Start with a storyline

The marketing team starts with an overarching storyline. Content designers think about how to bring the story to life on different channels in the best possible way. What components we need — a 30-second video, a small piece of introduction copy — and how to put those pieces together. 

Develop the messaging hierarchy 

Both content designers and user interface designers work on the messaging hierarchy and how we want to spread that messaging out. UI designers focus on the user’s journey and the strategy behind it, while content designers focus on how to tell the story. 

Determine what content elements are needed

Using the journey map and messaging hierarchy, content designers identify which type of content we need to tell the story on which channel. This could include written texts, explainer videos, user interviews, infographics, still imagery, moving content, etc.

Figure out how the content elements will work

Content engineers focus on the technical side of things. If we want a video, content engineers figure out how we get that in place so that it actually pops up. 

Create the content you need

Then, of course, there’s content creation. Content designers brief the team on what kind of content we need and how we see that coming to life, and then give them the specs and any other information they need.
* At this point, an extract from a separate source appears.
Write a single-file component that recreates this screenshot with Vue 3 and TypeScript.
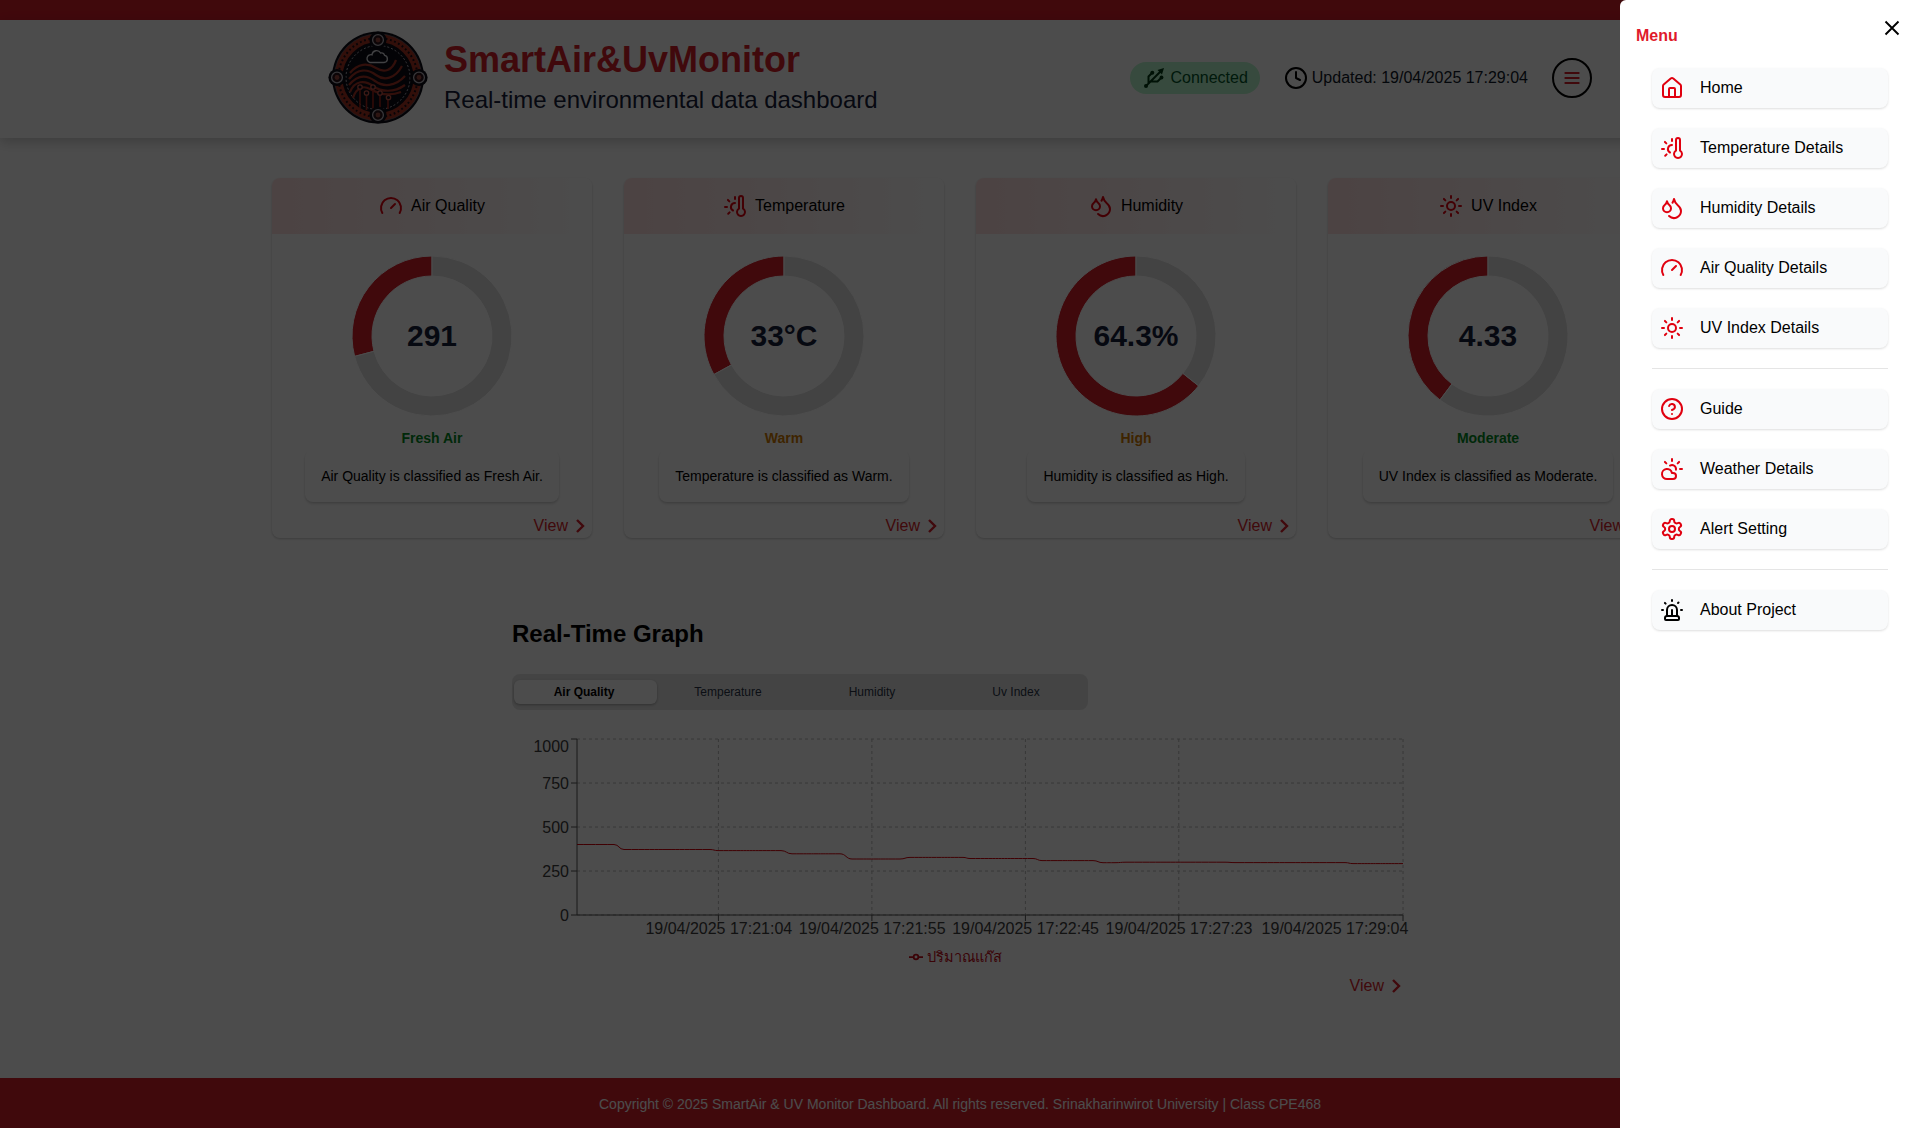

What’s next in content design?

I recently attended Contentful’s Storylines event in Berlin and I’m excited about the new features, especially the AI tools. We already find Contentful super helpful. The new features look so easy to use and being able to create a content model with AI based on a Figma file design is a dream. 

I think AI is going to make our jobs more interesting and free us up to create more inspiring stories. AI-based tools can take the content we create and do things that would be too manual and tedious for people to do. With AI we could create hyperlocal product descriptions based on a user’s location data. This is something humans can’t do at scale. That would mean writing the same thing 100,000 times and managing all those versions.